• Task directions: Look for the word "index" in the entries below, then copy every line that has it.

• Dataset content:
○ ○ ○ ○ ○ ○ ○
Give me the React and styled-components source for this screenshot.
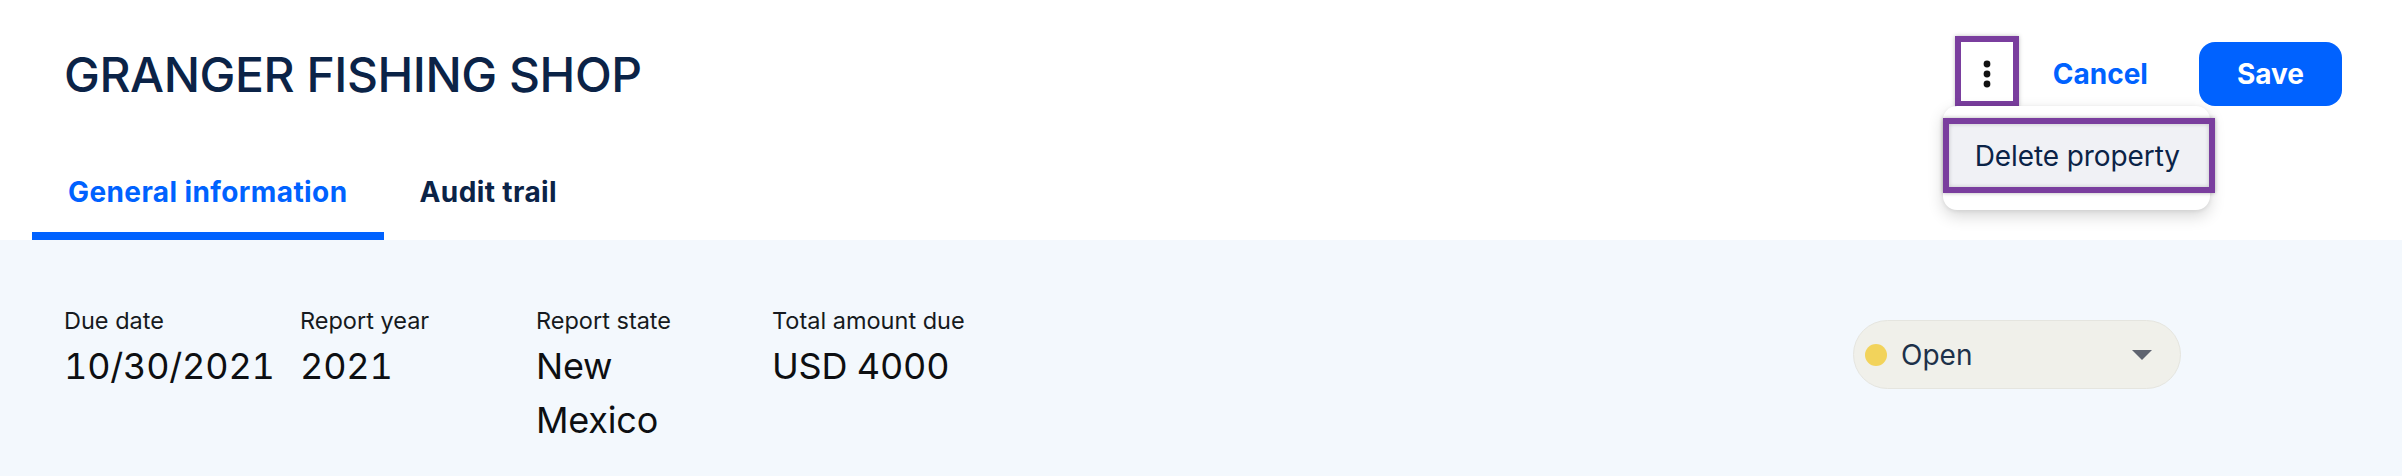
import React from "react";
import styled, { createGlobalStyle } from "styled-components";

const GlobalStyle = createGlobalStyle`
  html, body {
    margin: 0;
    padding: 0;
    background: #ffffff;
    font-family: Inter, "Noto Sans", "Liberation Sans", sans-serif;
  }
  * { box-sizing: border-box; }
`;

const PURPLE = "#7a3e9e";
const BLUE = "#0062ff";
const NAVY = "#0b2347";

const Page = styled.div`
  width: 2402px;
  min-height: 476px;
  background: #ffffff;
  overflow: hidden;
`;

const Header = styled.header`
  display: flex;
  align-items: center;
  justify-content: space-between;
  height: 106px;
  padding: 42px 60px 0 64px;
`;

const Title = styled.h1`
  margin: 2px 0 0;
  font-size: 48px;
  line-height: 58px;
  font-weight: 500;
  color: ${NAVY};
  letter-spacing: -0.45px;
`;

const Actions = styled.div`
  display: flex;
  align-items: center;
  height: 64px;
`;

const KebabWrap = styled.div`
  position: relative;
  align-self: flex-start;
  margin-top: -6px;
`;

const KebabButton = styled.button`
  display: flex;
  align-items: center;
  justify-content: center;
  width: 64px;
  height: 71px;
  padding: 4px 0 0;
  background: #ffffff;
  border: 6px solid ${PURPLE};
  box-shadow: 0 0 4px rgba(0, 0, 0, 0.25);
  cursor: pointer;
`;

const Menu = styled.div`
  position: absolute;
  top: calc(100% - 1px);
  left: -12px;
  width: 267px;
  padding: 12px 0 17px;
  background: #ffffff;
  border-radius: 14px;
  box-shadow: 0 6px 16px rgba(0, 0, 0, 0.16), 0 1px 4px rgba(0, 0, 0, 0.08);
  z-index: 2;
`;

const MenuItem = styled.div`
  display: flex;
  align-items: center;
  width: 272px;
  height: 75px;
  padding: 0 0 0 26px;
  background: #f0f1f5;
  border: 6px solid ${PURPLE};
  box-shadow: 0 0 4px rgba(0, 0, 0, 0.3), inset 0 0 4px rgba(0, 0, 0, 0.2);
  font-size: 28px;
  font-weight: 400;
  color: ${NAVY};
  letter-spacing: -0.1px;
  white-space: nowrap;
`;

const TextButton = styled.button`
  height: 64px;
  margin-left: 8px;
  padding: 0 26px;
  background: transparent;
  border: none;
  font-family: inherit;
  font-size: 28px;
  font-weight: 700;
  color: ${BLUE};
  cursor: pointer;
`;

const PrimaryButton = styled.button`
  height: 64px;
  margin-left: 25px;
  padding: 0 38px;
  background: ${BLUE};
  border: none;
  border-radius: 16px;
  font-family: inherit;
  font-size: 28px;
  font-weight: 700;
  color: #ffffff;
  cursor: pointer;
`;

const TabBar = styled.nav`
  display: flex;
  margin-top: 65px;
  padding-left: 32px;
`;

const Tab = styled.div`
  padding: 0 36px 19px;
  font-size: 28px;
  line-height: 42px;
  font-weight: 700;
  letter-spacing: 0.4px;
  color: ${(p) => (p.$active ? BLUE : NAVY)};
  border-bottom: 8px solid ${(p) => (p.$active ? BLUE : "transparent")};
  cursor: pointer;
`;

const Panel = styled.section`
  display: flex;
  align-items: flex-start;
  justify-content: space-between;
  min-height: 236px;
  padding: 63px 60px 0 64px;
  background: #f3f8fd;
`;

const Fields = styled.div`
  display: flex;
  gap: 46px;
`;

const Field = styled.div`
  width: 190px;
`;

const Label = styled.div`
  font-size: 23.5px;
  line-height: 36px;
  color: #161a20;
  white-space: nowrap;
`;

const Value = styled.div`
  font-size: 36px;
  line-height: 54px;
  color: #0d0f12;
  font-variant-numeric: tabular-nums;
  letter-spacing: -0.2px;
`;

const StatusSelect = styled.button`
  display: flex;
  align-items: center;
  width: 328px;
  height: 69px;
  margin: 17px 161px 0 0;
  padding: 0 28px 0 11px;
  background: #f0f0ea;
  border: 1px solid #e5e5df;
  border-radius: 35px;
  font-family: inherit;
  cursor: pointer;
`;

const Dot = styled.span`
  width: 22px;
  height: 22px;
  border-radius: 50%;
  background: ${(p) => p.$color};
  flex: none;
`;

const StatusText = styled.span`
  flex: 1;
  margin-left: 14px;
  text-align: left;
  font-size: 28px;
  color: #1d3149;
`;

const KebabIcon = () => (
  <svg width="8" height="28" viewBox="0 0 8 28" aria-hidden="true">
    <circle cx="4" cy="4" r="3.4" fill="#111" />
    <circle cx="4" cy="14" r="3.4" fill="#111" />
    <circle cx="4" cy="24" r="3.4" fill="#111" />
  </svg>
);

const Caret = () => (
  <svg width="20" height="10" viewBox="0 0 20 10" aria-hidden="true">
    <path d="M0 0 H20 L10 10 Z" fill="#5f6470" />
  </svg>
);

const fields = [
  { label: "Due date", value: "10/30/2021" },
  { label: "Report year", value: "2021" },
  { label: "Report state", value: "New Mexico" },
  { label: "Total amount due", value: "USD 4000" },
];

export default function App() {
  return (
    <Page>
      <GlobalStyle />
      <Header>
        <Title>GRANGER FISHING SHOP</Title>
        <Actions>
          <KebabWrap>
            <KebabButton aria-label="More actions">
              <KebabIcon />
            </KebabButton>
            <Menu>
              <MenuItem>Delete property</MenuItem>
            </Menu>
          </KebabWrap>
          <TextButton>Cancel</TextButton>
          <PrimaryButton>Save</PrimaryButton>
        </Actions>
      </Header>
      <TabBar>
        <Tab $active>General information</Tab>
        <Tab>Audit trail</Tab>
      </TabBar>
      <Panel>
        <Fields>
          {fields.map((f) => (
            <Field key={f.label}>
              <Label>{f.label}</Label>
              <Value>{f.value}</Value>
            </Field>
          ))}
        </Fields>
        <StatusSelect>
          <Dot $color="#f2d35b" />
          <StatusText>Open</StatusText>
          <Caret />
        </StatusSelect>
      </Panel>
    </Page>
  );
}
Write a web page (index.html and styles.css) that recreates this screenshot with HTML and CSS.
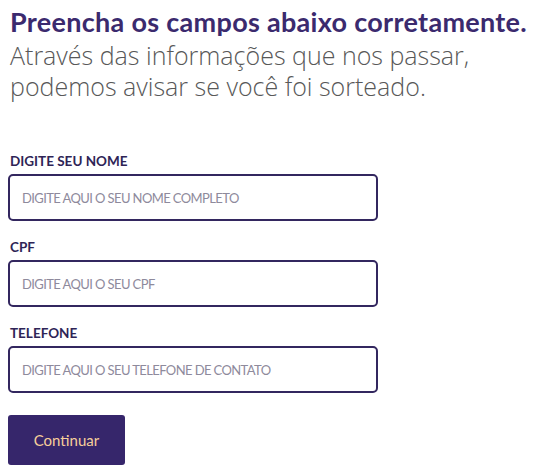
FILE: index.html
```html
<!DOCTYPE html>
<html lang="pt-BR">
<head>
<meta charset="utf-8">
<link rel="stylesheet" href="styles.css">
</head>
<body>
<div class="page">
  <h1 class="title">Preencha os campos abaixo corretamente.</h1>
  <p class="lead">Através das informações que nos passar,<br>podemos avisar se você foi sorteado.</p>
  <form class="form">
    <label class="field">
      <span class="label">DIGITE SEU NOME</span>
      <input class="input" type="text" placeholder="DIGITE AQUI O SEU NOME COMPLETO">
    </label>
    <label class="field">
      <span class="label">CPF</span>
      <input class="input" type="text" placeholder="DIGITE AQUI O SEU CPF">
    </label>
    <label class="field">
      <span class="label">TELEFONE</span>
      <input class="input" type="text" placeholder="DIGITE AQUI O SEU TELEFONE DE CONTATO">
    </label>
    <button class="btn" type="button">Continuar</button>
  </form>
</div>
</body>
</html>
```
FILE: styles.css
```css
* { box-sizing: border-box; }
html, body { margin: 0; padding: 0; background: #fff; }
.page {
  padding: 4px 8px 0 10px;
  font-family: "Open Sans", sans-serif;
}
.title {
  margin: 0;
  font-family: "Lato", sans-serif;
  font-size: 27px;
  font-weight: 700;
  line-height: 36px;
  letter-spacing: 0.3px;
  color: #3b2a6e;
  white-space: nowrap;
}
.lead {
  margin: 0;
  font-size: 25px;
  font-weight: 300;
  line-height: 31px;
  color: #585858;
}
.form {
  margin-top: 50px;
  margin-left: -2px;
  display: flex;
  flex-direction: column;
  align-items: flex-start;
}
.field {
  display: flex;
  flex-direction: column;
  margin-bottom: 17px;
}
.label {
  font-family: "Lato", sans-serif;
  font-weight: 700;
  font-size: 13.5px;
  color: #2e2456;
  padding-left: 2px;
  line-height: 18px;
  margin-bottom: 4px;
}
.input {
  width: 370px;
  height: 47px;
  border: 2px solid #33275f;
  border-radius: 5px;
  padding: 0 12px;
  font-family: "Lato", sans-serif;
  font-size: 13px;
  letter-spacing: -0.6px;
  color: #333;
  background: #fff;
  outline: none;
}
.input::placeholder { color: #8e8a9c; }
.btn {
  margin-top: 5px;
  width: 117px;
  height: 50px;
  border: none;
  border-radius: 3px;
  background: #36266b;
  color: #f6cf9a;
  font-family: "Lato", sans-serif;
  font-size: 15px;
  cursor: pointer;
}
```
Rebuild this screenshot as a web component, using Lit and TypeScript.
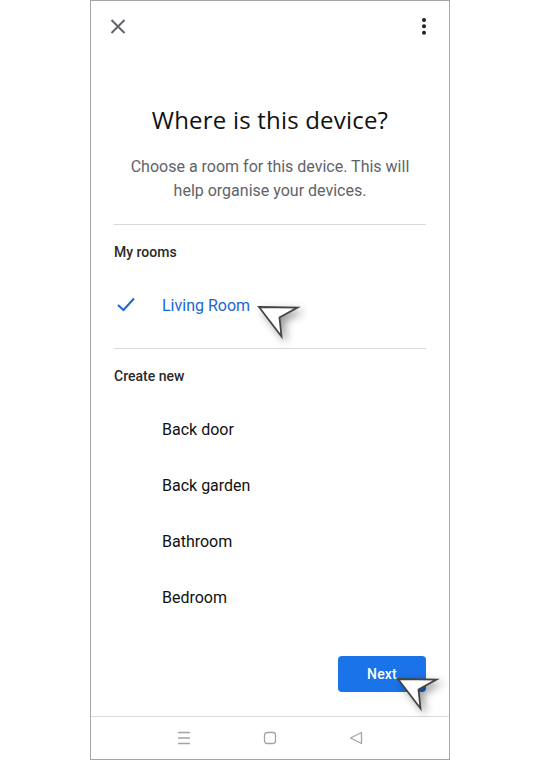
○ ○ ○ ○ ○ ○ ○
• Answer in full:
  z-index: 2;
Write a web page (index.html and styles.css) that recreates this screenshot with HTML and CSS.
FILE: index.html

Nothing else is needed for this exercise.